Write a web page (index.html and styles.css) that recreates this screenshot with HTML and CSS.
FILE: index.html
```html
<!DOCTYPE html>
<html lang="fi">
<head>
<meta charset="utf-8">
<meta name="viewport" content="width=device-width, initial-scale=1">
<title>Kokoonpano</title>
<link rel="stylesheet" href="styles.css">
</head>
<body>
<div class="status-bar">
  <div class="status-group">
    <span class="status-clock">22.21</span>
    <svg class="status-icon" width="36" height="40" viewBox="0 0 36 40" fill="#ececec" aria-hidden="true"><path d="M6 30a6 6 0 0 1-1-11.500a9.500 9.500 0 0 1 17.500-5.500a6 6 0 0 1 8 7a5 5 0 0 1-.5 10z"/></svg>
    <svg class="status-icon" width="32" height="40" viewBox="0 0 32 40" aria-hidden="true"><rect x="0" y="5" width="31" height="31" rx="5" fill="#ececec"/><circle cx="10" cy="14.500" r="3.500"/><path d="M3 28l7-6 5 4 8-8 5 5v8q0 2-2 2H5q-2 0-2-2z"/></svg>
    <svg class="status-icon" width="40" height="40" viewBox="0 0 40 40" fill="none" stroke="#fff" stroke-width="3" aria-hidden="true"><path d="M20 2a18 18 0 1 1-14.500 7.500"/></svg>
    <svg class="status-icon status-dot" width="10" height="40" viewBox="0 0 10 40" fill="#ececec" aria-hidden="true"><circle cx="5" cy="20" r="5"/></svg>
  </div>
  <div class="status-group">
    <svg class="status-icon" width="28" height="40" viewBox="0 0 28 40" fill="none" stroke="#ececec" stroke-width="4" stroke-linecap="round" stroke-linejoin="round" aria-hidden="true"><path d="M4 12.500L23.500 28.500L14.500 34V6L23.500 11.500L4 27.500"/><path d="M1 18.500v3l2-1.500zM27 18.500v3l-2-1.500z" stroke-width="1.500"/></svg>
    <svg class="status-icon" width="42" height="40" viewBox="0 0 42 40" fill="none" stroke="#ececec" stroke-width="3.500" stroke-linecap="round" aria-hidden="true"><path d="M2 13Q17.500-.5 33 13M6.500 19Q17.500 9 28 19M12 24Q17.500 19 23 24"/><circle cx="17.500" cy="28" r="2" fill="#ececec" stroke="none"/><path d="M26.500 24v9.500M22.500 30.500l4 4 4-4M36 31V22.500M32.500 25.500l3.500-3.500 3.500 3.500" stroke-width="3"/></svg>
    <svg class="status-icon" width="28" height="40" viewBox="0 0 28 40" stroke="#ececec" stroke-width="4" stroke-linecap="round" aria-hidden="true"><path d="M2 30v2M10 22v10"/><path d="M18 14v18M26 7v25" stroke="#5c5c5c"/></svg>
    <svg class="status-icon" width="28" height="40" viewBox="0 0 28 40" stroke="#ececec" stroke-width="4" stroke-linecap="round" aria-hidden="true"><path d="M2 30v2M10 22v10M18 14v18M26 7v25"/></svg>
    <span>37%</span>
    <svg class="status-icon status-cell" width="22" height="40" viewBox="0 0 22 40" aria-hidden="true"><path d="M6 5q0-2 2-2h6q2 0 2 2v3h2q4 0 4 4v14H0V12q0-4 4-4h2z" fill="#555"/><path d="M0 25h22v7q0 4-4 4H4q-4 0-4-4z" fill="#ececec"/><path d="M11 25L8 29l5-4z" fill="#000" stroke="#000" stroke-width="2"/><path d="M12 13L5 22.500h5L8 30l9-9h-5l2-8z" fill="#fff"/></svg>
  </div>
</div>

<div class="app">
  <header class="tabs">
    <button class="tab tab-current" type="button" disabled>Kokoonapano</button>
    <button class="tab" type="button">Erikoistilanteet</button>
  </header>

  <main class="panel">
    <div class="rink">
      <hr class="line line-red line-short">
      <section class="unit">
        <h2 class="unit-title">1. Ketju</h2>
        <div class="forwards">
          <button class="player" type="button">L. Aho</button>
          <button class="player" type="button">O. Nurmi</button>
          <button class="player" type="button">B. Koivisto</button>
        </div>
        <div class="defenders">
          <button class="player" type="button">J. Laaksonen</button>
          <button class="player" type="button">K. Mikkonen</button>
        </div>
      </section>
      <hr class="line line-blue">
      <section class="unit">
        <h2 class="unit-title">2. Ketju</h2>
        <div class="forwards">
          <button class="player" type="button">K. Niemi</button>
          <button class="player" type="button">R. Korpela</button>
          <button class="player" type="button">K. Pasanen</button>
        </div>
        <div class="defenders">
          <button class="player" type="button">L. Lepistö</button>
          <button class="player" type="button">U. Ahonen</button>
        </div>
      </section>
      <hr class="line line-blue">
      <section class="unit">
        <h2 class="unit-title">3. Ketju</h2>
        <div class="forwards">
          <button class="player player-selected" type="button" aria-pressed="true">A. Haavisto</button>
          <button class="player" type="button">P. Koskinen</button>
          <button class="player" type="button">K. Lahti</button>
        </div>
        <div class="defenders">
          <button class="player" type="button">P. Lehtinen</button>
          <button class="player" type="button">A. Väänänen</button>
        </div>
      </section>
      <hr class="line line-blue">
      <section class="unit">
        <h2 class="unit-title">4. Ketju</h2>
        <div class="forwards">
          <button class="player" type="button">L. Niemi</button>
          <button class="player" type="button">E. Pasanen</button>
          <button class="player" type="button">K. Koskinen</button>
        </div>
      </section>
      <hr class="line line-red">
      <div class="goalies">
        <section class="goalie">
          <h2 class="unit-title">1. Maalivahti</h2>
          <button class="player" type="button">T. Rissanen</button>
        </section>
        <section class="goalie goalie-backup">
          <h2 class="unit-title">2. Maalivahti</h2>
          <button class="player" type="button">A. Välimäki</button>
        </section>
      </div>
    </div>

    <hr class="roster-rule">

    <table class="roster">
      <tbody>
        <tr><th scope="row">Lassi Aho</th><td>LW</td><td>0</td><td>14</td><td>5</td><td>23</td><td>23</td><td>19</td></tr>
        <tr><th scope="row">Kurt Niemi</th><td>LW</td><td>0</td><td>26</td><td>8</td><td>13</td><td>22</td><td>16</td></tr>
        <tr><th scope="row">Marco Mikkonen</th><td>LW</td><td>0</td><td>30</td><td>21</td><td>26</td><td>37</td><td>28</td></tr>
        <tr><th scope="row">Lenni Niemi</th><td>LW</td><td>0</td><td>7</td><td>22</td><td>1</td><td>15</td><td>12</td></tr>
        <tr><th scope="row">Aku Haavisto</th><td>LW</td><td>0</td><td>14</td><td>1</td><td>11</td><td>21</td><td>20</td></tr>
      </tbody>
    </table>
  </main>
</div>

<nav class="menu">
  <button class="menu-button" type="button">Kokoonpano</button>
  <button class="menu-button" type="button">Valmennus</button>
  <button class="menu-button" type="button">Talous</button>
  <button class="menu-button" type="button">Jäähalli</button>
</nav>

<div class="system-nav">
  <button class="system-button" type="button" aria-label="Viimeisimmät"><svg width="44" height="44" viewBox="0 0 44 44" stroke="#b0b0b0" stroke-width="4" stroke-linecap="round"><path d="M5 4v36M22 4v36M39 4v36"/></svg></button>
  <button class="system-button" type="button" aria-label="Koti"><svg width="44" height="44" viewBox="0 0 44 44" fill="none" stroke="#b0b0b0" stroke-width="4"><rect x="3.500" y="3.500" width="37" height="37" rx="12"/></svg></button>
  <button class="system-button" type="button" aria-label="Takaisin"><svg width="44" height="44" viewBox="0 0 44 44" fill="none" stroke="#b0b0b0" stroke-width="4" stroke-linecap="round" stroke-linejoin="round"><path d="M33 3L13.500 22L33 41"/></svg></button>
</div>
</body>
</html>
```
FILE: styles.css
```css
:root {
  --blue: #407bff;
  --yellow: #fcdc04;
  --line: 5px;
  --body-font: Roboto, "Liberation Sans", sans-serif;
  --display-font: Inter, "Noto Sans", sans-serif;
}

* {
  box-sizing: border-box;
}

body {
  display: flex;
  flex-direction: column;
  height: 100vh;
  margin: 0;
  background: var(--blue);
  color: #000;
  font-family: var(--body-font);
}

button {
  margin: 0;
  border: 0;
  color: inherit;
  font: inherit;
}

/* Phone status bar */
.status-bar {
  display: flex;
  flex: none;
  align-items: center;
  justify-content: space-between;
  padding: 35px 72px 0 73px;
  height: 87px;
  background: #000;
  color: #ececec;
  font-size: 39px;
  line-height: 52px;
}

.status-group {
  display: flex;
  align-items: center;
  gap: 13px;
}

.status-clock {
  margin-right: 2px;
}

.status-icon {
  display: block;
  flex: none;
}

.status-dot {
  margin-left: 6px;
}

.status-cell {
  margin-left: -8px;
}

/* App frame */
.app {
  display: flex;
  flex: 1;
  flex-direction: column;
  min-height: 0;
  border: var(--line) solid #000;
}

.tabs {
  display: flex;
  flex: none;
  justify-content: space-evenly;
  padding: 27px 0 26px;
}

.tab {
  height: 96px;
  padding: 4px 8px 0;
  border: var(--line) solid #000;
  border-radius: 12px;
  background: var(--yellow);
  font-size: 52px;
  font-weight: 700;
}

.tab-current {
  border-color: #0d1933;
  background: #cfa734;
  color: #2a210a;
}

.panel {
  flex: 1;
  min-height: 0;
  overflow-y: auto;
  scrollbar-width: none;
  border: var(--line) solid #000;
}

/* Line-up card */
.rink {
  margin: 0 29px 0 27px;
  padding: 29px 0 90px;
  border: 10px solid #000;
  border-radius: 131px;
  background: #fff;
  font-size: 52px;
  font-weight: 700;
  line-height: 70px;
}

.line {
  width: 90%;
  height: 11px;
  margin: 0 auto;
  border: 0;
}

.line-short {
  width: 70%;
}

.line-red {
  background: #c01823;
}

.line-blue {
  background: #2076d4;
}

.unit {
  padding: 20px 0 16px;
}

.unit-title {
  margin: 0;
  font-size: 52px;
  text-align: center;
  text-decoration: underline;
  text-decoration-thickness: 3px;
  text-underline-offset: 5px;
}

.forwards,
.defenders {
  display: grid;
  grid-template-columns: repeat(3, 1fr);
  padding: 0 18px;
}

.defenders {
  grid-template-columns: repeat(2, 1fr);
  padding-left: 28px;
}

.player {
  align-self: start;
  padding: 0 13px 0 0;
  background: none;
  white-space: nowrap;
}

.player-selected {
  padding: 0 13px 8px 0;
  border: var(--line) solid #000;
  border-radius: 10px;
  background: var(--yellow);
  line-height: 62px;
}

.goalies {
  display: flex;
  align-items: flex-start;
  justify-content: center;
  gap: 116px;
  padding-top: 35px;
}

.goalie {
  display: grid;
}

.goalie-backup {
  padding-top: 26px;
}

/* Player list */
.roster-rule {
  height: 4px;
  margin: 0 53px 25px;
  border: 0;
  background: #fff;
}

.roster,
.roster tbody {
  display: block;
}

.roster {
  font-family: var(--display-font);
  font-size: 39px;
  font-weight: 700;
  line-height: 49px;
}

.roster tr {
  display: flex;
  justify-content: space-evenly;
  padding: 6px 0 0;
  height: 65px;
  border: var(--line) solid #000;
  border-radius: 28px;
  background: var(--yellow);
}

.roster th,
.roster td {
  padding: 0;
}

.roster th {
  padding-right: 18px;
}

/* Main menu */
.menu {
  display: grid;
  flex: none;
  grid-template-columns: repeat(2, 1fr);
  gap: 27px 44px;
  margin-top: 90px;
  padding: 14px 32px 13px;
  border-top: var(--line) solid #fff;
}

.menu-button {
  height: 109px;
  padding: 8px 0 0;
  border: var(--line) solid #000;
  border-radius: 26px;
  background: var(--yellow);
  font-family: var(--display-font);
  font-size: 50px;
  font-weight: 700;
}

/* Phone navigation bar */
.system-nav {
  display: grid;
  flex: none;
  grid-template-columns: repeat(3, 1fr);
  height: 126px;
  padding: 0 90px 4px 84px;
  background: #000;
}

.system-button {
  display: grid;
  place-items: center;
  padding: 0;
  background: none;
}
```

::::::::

# [WORK REQUIRED]
Each line in the listing above either holds the string "index" or does not; state how many do, giving the number only.

# [RESPONSE TO THIS EXERCISE]
2